Your goal:
Using the records below, quote only the span that opens with the line containing "Write the React" and closes with the line containing "Write a web", exactly and inclusively.

Data:

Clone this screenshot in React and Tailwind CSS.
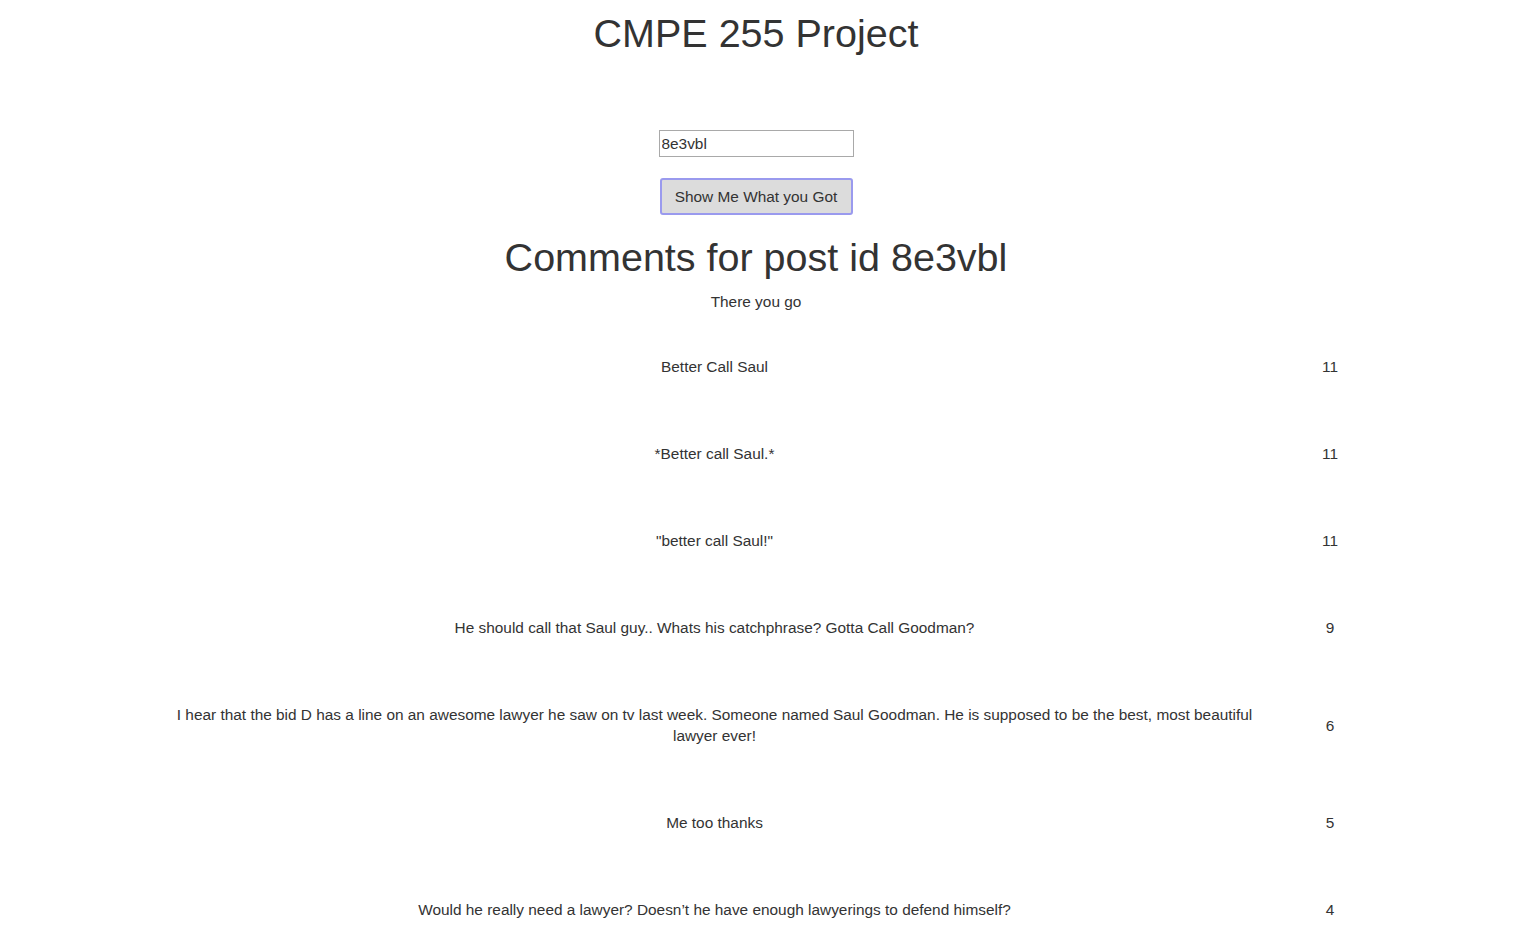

--

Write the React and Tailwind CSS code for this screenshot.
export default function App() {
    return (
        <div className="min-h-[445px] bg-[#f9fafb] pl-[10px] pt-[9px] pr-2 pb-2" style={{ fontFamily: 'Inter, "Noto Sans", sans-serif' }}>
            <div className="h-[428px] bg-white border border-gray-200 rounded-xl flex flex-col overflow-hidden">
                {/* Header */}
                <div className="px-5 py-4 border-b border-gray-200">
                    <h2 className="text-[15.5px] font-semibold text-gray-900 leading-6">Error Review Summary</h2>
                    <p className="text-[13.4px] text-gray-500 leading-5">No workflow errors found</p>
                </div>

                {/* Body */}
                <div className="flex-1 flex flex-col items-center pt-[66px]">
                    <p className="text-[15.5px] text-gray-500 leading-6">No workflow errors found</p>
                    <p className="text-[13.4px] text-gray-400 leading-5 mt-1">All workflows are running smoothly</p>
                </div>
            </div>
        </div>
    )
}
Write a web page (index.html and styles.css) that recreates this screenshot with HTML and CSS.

==

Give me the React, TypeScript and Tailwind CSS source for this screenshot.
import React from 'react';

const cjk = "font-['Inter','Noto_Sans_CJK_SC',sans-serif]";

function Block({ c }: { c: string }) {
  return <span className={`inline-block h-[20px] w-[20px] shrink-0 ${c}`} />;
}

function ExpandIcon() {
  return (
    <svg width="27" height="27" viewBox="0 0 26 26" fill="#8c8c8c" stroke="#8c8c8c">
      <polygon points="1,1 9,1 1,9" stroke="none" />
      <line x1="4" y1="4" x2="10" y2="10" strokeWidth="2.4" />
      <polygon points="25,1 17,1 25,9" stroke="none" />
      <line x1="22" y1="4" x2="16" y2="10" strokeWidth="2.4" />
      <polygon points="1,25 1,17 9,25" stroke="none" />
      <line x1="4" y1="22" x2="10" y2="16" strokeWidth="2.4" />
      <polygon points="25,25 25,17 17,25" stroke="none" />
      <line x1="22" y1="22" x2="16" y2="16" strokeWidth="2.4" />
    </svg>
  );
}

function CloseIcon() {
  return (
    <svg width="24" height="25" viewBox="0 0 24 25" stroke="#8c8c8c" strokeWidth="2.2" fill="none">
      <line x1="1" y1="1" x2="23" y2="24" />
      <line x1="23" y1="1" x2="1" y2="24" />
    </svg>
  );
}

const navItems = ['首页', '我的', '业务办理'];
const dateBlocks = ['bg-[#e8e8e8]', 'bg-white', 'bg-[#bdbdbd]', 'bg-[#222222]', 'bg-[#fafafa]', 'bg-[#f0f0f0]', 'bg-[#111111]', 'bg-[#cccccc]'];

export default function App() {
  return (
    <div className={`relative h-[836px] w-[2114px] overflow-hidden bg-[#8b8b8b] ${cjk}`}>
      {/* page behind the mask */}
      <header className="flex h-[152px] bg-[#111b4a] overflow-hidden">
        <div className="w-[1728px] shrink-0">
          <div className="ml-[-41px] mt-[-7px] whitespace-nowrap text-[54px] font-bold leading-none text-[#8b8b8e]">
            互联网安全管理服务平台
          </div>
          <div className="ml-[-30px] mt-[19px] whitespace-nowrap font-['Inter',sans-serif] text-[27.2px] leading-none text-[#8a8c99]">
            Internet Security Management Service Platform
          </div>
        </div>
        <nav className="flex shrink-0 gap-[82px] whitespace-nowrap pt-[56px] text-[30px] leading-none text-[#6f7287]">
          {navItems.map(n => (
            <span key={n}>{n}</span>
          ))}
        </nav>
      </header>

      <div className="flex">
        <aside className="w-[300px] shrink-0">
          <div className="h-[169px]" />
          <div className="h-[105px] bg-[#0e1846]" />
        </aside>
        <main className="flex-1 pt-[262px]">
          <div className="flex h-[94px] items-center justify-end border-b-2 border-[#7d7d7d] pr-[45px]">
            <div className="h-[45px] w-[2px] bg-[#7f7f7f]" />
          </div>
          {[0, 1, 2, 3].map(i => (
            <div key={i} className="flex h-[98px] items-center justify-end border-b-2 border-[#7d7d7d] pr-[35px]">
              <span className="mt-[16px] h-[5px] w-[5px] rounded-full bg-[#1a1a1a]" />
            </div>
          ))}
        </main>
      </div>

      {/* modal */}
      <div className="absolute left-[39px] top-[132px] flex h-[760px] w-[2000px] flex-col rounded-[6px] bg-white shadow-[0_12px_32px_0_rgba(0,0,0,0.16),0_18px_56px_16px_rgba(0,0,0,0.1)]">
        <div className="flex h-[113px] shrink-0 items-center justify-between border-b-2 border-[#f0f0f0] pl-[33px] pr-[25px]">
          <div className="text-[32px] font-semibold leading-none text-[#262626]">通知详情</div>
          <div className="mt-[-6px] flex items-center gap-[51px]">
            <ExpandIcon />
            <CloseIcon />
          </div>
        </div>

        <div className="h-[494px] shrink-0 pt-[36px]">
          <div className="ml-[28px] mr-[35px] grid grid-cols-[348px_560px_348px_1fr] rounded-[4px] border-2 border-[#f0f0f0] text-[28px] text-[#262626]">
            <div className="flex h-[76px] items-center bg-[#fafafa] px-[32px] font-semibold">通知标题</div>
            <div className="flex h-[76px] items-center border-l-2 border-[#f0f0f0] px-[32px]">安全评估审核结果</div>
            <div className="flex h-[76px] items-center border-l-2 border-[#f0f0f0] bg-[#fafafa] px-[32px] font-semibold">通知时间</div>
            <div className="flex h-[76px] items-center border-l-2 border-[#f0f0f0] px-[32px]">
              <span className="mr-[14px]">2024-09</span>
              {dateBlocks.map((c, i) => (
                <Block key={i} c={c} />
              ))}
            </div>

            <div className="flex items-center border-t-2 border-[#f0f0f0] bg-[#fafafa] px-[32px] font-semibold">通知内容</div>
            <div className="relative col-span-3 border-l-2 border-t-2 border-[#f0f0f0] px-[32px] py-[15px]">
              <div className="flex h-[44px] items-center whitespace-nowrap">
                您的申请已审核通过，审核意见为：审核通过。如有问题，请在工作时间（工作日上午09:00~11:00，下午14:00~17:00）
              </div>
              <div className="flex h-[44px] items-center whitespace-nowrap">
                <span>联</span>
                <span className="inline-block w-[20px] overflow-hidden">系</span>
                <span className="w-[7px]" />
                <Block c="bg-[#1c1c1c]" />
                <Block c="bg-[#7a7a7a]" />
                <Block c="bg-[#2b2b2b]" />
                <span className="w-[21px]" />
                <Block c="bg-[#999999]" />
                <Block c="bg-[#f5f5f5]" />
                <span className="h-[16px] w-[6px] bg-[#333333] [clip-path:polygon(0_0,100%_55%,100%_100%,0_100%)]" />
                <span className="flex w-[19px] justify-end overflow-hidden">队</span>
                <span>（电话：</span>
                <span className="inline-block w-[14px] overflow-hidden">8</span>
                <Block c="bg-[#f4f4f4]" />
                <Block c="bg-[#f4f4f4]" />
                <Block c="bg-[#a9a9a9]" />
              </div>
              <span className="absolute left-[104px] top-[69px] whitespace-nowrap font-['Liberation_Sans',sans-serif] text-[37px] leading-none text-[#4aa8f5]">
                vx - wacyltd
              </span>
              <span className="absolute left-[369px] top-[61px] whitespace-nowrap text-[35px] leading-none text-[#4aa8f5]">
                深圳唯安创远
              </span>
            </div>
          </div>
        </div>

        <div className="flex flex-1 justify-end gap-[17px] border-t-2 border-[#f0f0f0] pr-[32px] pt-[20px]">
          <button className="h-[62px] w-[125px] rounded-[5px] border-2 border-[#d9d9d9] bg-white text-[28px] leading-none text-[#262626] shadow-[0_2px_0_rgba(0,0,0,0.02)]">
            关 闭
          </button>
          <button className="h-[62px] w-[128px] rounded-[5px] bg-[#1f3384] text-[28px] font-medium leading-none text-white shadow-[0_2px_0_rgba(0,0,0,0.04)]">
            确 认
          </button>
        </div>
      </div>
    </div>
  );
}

Task solution:
Write the React and Tailwind CSS code for this screenshot.
export default function App() {
    return (
        <div className="min-h-[445px] bg-[#f9fafb] pl-[10px] pt-[9px] pr-2 pb-2" style={{ fontFamily: 'Inter, "Noto Sans", sans-serif' }}>
            <div className="h-[428px] bg-white border border-gray-200 rounded-xl flex flex-col overflow-hidden">
                {/* Header */}
                <div className="px-5 py-4 border-b border-gray-200">
                    <h2 className="text-[15.5px] font-semibold text-gray-900 leading-6">Error Review Summary</h2>
                    <p className="text-[13.4px] text-gray-500 leading-5">No workflow errors found</p>
                </div>

                {/* Body */}
                <div className="flex-1 flex flex-col items-center pt-[66px]">
                    <p className="text-[15.5px] text-gray-500 leading-6">No workflow errors found</p>
                    <p className="text-[13.4px] text-gray-400 leading-5 mt-1">All workflows are running smoothly</p>
                </div>
            </div>
        </div>
    )
}
Write a web page (index.html and styles.css) that recreates this screenshot with HTML and CSS.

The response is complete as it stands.